INFORMATION SUPPLIED —
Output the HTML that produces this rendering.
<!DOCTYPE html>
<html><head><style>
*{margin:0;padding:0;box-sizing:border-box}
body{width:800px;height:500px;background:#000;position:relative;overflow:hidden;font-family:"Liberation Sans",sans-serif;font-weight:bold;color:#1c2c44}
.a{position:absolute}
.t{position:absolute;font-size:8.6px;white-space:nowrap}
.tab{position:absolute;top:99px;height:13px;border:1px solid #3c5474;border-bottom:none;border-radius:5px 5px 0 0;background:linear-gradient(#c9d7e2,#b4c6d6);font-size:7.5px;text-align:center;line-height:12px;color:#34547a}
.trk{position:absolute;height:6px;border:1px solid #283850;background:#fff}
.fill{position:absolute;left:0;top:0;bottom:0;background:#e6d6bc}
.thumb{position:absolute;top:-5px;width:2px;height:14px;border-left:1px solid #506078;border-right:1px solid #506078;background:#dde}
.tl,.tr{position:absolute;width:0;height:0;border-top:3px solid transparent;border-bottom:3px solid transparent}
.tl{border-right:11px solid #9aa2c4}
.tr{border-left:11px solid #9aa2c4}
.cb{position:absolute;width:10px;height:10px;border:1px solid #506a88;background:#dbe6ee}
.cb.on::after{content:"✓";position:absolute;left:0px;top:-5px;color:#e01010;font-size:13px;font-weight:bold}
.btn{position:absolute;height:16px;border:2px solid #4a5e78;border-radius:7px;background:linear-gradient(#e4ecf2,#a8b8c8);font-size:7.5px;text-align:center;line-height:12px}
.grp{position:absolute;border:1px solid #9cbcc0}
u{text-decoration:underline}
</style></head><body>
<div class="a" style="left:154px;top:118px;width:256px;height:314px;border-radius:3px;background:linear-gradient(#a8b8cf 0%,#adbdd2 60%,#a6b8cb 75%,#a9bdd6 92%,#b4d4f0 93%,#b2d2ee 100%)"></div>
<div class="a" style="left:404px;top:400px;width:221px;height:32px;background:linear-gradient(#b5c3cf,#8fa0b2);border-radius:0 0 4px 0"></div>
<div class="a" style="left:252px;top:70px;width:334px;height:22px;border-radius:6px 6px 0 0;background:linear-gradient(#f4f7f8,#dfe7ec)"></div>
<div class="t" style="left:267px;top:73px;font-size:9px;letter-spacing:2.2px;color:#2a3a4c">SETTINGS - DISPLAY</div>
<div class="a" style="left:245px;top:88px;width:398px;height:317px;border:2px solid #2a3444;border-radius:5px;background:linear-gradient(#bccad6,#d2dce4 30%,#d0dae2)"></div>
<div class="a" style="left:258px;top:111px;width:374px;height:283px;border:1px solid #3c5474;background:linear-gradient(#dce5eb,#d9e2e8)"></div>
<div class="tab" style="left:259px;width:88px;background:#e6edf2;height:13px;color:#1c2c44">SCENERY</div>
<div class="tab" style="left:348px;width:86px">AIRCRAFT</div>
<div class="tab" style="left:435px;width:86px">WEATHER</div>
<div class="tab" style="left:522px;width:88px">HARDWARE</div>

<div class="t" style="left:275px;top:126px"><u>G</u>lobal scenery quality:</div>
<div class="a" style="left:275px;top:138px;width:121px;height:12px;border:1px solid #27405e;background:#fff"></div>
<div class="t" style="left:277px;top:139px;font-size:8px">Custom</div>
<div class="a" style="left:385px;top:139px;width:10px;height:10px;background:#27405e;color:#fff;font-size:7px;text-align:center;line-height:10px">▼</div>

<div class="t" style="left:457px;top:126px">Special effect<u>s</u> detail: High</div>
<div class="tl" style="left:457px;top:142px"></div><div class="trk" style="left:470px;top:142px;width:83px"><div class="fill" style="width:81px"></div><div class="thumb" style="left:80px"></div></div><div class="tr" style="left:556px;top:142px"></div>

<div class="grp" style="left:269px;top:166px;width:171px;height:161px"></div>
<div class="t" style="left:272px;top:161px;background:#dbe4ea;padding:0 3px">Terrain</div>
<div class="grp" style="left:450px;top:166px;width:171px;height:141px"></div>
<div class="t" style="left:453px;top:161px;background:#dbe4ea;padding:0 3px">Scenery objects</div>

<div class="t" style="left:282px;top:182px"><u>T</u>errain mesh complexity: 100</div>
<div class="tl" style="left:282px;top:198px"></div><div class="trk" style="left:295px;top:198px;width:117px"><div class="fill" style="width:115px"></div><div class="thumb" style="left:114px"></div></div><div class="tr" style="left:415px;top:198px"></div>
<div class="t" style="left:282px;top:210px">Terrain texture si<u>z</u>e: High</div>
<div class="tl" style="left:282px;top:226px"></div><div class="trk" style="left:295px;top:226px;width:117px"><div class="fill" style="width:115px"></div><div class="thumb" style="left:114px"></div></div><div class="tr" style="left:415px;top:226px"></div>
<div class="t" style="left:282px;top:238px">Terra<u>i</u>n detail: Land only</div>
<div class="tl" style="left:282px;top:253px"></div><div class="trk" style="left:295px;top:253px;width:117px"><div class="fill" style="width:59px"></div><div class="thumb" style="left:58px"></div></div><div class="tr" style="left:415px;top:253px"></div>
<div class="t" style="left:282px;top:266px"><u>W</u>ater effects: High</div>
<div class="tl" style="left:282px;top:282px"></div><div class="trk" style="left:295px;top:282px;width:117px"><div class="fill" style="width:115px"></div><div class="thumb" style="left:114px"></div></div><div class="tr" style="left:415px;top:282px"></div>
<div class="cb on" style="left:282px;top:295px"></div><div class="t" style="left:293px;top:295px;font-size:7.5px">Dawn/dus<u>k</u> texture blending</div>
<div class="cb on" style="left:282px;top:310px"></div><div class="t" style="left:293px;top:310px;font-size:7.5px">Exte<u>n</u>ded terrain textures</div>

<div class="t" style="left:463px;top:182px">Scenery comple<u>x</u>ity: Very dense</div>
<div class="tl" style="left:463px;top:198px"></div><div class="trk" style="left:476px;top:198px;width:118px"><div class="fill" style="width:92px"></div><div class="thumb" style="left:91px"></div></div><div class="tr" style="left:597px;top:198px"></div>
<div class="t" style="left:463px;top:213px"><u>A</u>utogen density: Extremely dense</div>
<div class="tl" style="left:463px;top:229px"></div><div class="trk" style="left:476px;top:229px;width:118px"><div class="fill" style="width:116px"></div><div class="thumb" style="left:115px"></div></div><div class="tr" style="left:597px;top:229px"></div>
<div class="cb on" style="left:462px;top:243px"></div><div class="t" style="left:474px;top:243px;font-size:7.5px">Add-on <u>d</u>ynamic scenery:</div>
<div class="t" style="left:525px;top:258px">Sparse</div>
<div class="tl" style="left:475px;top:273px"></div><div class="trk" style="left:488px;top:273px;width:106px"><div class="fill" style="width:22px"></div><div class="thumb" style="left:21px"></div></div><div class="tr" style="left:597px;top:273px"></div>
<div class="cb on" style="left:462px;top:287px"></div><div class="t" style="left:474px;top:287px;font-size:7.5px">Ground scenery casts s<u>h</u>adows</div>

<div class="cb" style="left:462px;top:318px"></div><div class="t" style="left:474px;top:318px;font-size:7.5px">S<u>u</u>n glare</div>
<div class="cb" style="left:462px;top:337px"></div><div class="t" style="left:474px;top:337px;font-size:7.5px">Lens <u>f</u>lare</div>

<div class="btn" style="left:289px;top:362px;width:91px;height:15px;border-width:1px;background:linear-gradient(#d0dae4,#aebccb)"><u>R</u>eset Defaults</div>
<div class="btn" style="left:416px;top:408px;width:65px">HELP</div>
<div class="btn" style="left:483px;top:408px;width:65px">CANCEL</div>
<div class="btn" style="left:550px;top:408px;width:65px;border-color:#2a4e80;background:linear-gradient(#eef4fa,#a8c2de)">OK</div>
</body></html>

THE EXERCISE —
Output all of the material, please, exactly as it stands.

TASK RESULT —
Output the HTML that produces this rendering.
<!DOCTYPE html>
<html><head><style>
*{margin:0;padding:0;box-sizing:border-box}
body{width:800px;height:500px;background:#000;position:relative;overflow:hidden;font-family:"Liberation Sans",sans-serif;font-weight:bold;color:#1c2c44}
.a{position:absolute}
.t{position:absolute;font-size:8.6px;white-space:nowrap}
.tab{position:absolute;top:99px;height:13px;border:1px solid #3c5474;border-bottom:none;border-radius:5px 5px 0 0;background:linear-gradient(#c9d7e2,#b4c6d6);font-size:7.5px;text-align:center;line-height:12px;color:#34547a}
.trk{position:absolute;height:6px;border:1px solid #283850;background:#fff}
.fill{position:absolute;left:0;top:0;bottom:0;background:#e6d6bc}
.thumb{position:absolute;top:-5px;width:2px;height:14px;border-left:1px solid #506078;border-right:1px solid #506078;background:#dde}
.tl,.tr{position:absolute;width:0;height:0;border-top:3px solid transparent;border-bottom:3px solid transparent}
.tl{border-right:11px solid #9aa2c4}
.tr{border-left:11px solid #9aa2c4}
.cb{position:absolute;width:10px;height:10px;border:1px solid #506a88;background:#dbe6ee}
.cb.on::after{content:"✓";position:absolute;left:0px;top:-5px;color:#e01010;font-size:13px;font-weight:bold}
.btn{position:absolute;height:16px;border:2px solid #4a5e78;border-radius:7px;background:linear-gradient(#e4ecf2,#a8b8c8);font-size:7.5px;text-align:center;line-height:12px}
.grp{position:absolute;border:1px solid #9cbcc0}
u{text-decoration:underline}
</style></head><body>
<div class="a" style="left:154px;top:118px;width:256px;height:314px;border-radius:3px;background:linear-gradient(#a8b8cf 0%,#adbdd2 60%,#a6b8cb 75%,#a9bdd6 92%,#b4d4f0 93%,#b2d2ee 100%)"></div>
<div class="a" style="left:404px;top:400px;width:221px;height:32px;background:linear-gradient(#b5c3cf,#8fa0b2);border-radius:0 0 4px 0"></div>
<div class="a" style="left:252px;top:70px;width:334px;height:22px;border-radius:6px 6px 0 0;background:linear-gradient(#f4f7f8,#dfe7ec)"></div>
<div class="t" style="left:267px;top:73px;font-size:9px;letter-spacing:2.2px;color:#2a3a4c">SETTINGS - DISPLAY</div>
<div class="a" style="left:245px;top:88px;width:398px;height:317px;border:2px solid #2a3444;border-radius:5px;background:linear-gradient(#bccad6,#d2dce4 30%,#d0dae2)"></div>
<div class="a" style="left:258px;top:111px;width:374px;height:283px;border:1px solid #3c5474;background:linear-gradient(#dce5eb,#d9e2e8)"></div>
<div class="tab" style="left:259px;width:88px;background:#e6edf2;height:13px;color:#1c2c44">SCENERY</div>
<div class="tab" style="left:348px;width:86px">AIRCRAFT</div>
<div class="tab" style="left:435px;width:86px">WEATHER</div>
<div class="tab" style="left:522px;width:88px">HARDWARE</div>

<div class="t" style="left:275px;top:126px"><u>G</u>lobal scenery quality:</div>
<div class="a" style="left:275px;top:138px;width:121px;height:12px;border:1px solid #27405e;background:#fff"></div>
<div class="t" style="left:277px;top:139px;font-size:8px">Custom</div>
<div class="a" style="left:385px;top:139px;width:10px;height:10px;background:#27405e;color:#fff;font-size:7px;text-align:center;line-height:10px">▼</div>

<div class="t" style="left:457px;top:126px">Special effect<u>s</u> detail: High</div>
<div class="tl" style="left:457px;top:142px"></div><div class="trk" style="left:470px;top:142px;width:83px"><div class="fill" style="width:81px"></div><div class="thumb" style="left:80px"></div></div><div class="tr" style="left:556px;top:142px"></div>

<div class="grp" style="left:269px;top:166px;width:171px;height:161px"></div>
<div class="t" style="left:272px;top:161px;background:#dbe4ea;padding:0 3px">Terrain</div>
<div class="grp" style="left:450px;top:166px;width:171px;height:141px"></div>
<div class="t" style="left:453px;top:161px;background:#dbe4ea;padding:0 3px">Scenery objects</div>

<div class="t" style="left:282px;top:182px"><u>T</u>errain mesh complexity: 100</div>
<div class="tl" style="left:282px;top:198px"></div><div class="trk" style="left:295px;top:198px;width:117px"><div class="fill" style="width:115px"></div><div class="thumb" style="left:114px"></div></div><div class="tr" style="left:415px;top:198px"></div>
<div class="t" style="left:282px;top:210px">Terrain texture si<u>z</u>e: High</div>
<div class="tl" style="left:282px;top:226px"></div><div class="trk" style="left:295px;top:226px;width:117px"><div class="fill" style="width:115px"></div><div class="thumb" style="left:114px"></div></div><div class="tr" style="left:415px;top:226px"></div>
<div class="t" style="left:282px;top:238px">Terra<u>i</u>n detail: Land only</div>
<div class="tl" style="left:282px;top:253px"></div><div class="trk" style="left:295px;top:253px;width:117px"><div class="fill" style="width:59px"></div><div class="thumb" style="left:58px"></div></div><div class="tr" style="left:415px;top:253px"></div>
<div class="t" style="left:282px;top:266px"><u>W</u>ater effects: High</div>
<div class="tl" style="left:282px;top:282px"></div><div class="trk" style="left:295px;top:282px;width:117px"><div class="fill" style="width:115px"></div><div class="thumb" style="left:114px"></div></div><div class="tr" style="left:415px;top:282px"></div>
<div class="cb on" style="left:282px;top:295px"></div><div class="t" style="left:293px;top:295px;font-size:7.5px">Dawn/dus<u>k</u> texture blending</div>
<div class="cb on" style="left:282px;top:310px"></div><div class="t" style="left:293px;top:310px;font-size:7.5px">Exte<u>n</u>ded terrain textures</div>

<div class="t" style="left:463px;top:182px">Scenery comple<u>x</u>ity: Very dense</div>
<div class="tl" style="left:463px;top:198px"></div><div class="trk" style="left:476px;top:198px;width:118px"><div class="fill" style="width:92px"></div><div class="thumb" style="left:91px"></div></div><div class="tr" style="left:597px;top:198px"></div>
<div class="t" style="left:463px;top:213px"><u>A</u>utogen density: Extremely dense</div>
<div class="tl" style="left:463px;top:229px"></div><div class="trk" style="left:476px;top:229px;width:118px"><div class="fill" style="width:116px"></div><div class="thumb" style="left:115px"></div></div><div class="tr" style="left:597px;top:229px"></div>
<div class="cb on" style="left:462px;top:243px"></div><div class="t" style="left:474px;top:243px;font-size:7.5px">Add-on <u>d</u>ynamic scenery:</div>
<div class="t" style="left:525px;top:258px">Sparse</div>
<div class="tl" style="left:475px;top:273px"></div><div class="trk" style="left:488px;top:273px;width:106px"><div class="fill" style="width:22px"></div><div class="thumb" style="left:21px"></div></div><div class="tr" style="left:597px;top:273px"></div>
<div class="cb on" style="left:462px;top:287px"></div><div class="t" style="left:474px;top:287px;font-size:7.5px">Ground scenery casts s<u>h</u>adows</div>

<div class="cb" style="left:462px;top:318px"></div><div class="t" style="left:474px;top:318px;font-size:7.5px">S<u>u</u>n glare</div>
<div class="cb" style="left:462px;top:337px"></div><div class="t" style="left:474px;top:337px;font-size:7.5px">Lens <u>f</u>lare</div>

<div class="btn" style="left:289px;top:362px;width:91px;height:15px;border-width:1px;background:linear-gradient(#d0dae4,#aebccb)"><u>R</u>eset Defaults</div>
<div class="btn" style="left:416px;top:408px;width:65px">HELP</div>
<div class="btn" style="left:483px;top:408px;width:65px">CANCEL</div>
<div class="btn" style="left:550px;top:408px;width:65px;border-color:#2a4e80;background:linear-gradient(#eef4fa,#a8c2de)">OK</div>
</body></html>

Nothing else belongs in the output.